Het Didam-arrest van de Hoge Raad bepaalt dat overheden grond niet zonder meer mogen aanbieden aan één partij. Eerst moet zeker zijn dat er geen andere serieuze geïnteresseerden zijn. Daarvoor moet de overheid heldere selectiecriteria opstellen.
Het arrest deed veel stof opwaaien in de ruimtelijke ordenings-wereld. Gemeenten en ontwikkelaars vreesden vertraging voor hun woningbouwplannen. Ook de provincie Gelderland maakt zich zorgen, stelde zij begin januari in een brief.
De provincie is bang dat het Didam-arrest voor vertraging kan zorgen bij de zogenaamde gebiedsprocessen. Met die processen zoeken overheden en maatschappelijke partners, (agrarisch) ondernemers, grondeigenaren en grondgebruikers naar oplossingen voor natuur, water en klimaat. Verkoop van grond of vastgoed is er soms onderdeel van.
De provincie wijst erop dat het in de processen wenselijk is om met een ‘preferente’ partner of partners te kunnen werken. De minister stelt in een Kamerbrief dat dit nog steeds kan en dat het Didam-arrest er ruimte voor biedt.
‘Het is mogelijk om geen uitgebreide selectieprocedure te volgen wanneer – op grond van objectieve, toetsbare en redelijke criteria – gemotiveerd kan worden vastgesteld dat er slechts één serieuze gegadigde in aanmerking komt’, schrijft zij in reactie op de provincie Gelderland. Er kan nog steeds veel, aldus de minister, waarbij ‘goed gemotiveerd’ het toverwoord is.
Impact Didam valt mee
Het Didam-arrest zorgde eind 2021 voor schrik onder overheden en ontwikkelaars, en bracht veel juridische pennen in beweging. Er werd gevreesd dat de uitspraak van de Hoge Raad gebiedsontwikkelingen zou vertragen en blokkeren. Dat zou het halen van woningbouwambities (nog verder) bemoeilijken. Ook werd gevreesd dat de uitspraak van toepassing zou kunnen zijn op al lopende ontwikkelingen.
Naarmate er meer jurisprudentie naar buiten komt, blijkt dat het arrest lang niet altijd voor grote problemen zorgt, mits overheden de uitgifte goed beargumenteren. Bovendien blijkt dat rechters oog hebben voor wederzijdse belangen en eerdere ontwikkelingen. Dat concludeerden juristen eerder in een analyse op Omgevingsweb.

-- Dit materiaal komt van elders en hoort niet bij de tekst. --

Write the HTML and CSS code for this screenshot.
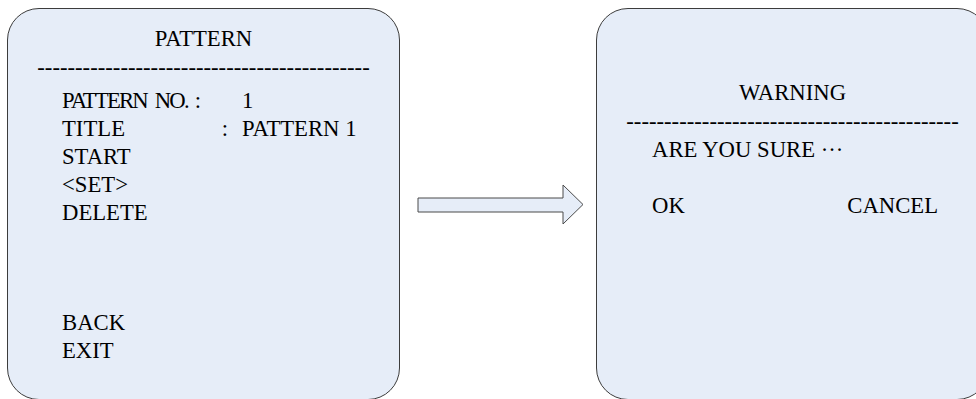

Nationaal Programma Landelijk Gebied
Het Rijk wil vóór 2030 de natuur ruimte bieden voor herstel en versterking, de kwaliteit van water en bodem verbeteren en meer doen tegen klimaatverandering. Het Nationaal Programma Landelijk Gebied (NPLG) gaat samen met provincies, waterschappen, gemeenten en maatschappelijke partners, (agrarisch) ondernemers, grondeigenaren en grondgebruikers op zoek naar oplossingen per gebied.
Gebiedsgericht werken staat daarbij centraal. De kwaliteit van natuur, water en bodem is nergens hetzelfde, aldus het Rijk. Daarom verschillen de doelen per gebied. Bijvoorbeeld ten aanzien van de water- en bodemkwaliteit en stikstofuitstoot bij Natura-2000 gebieden.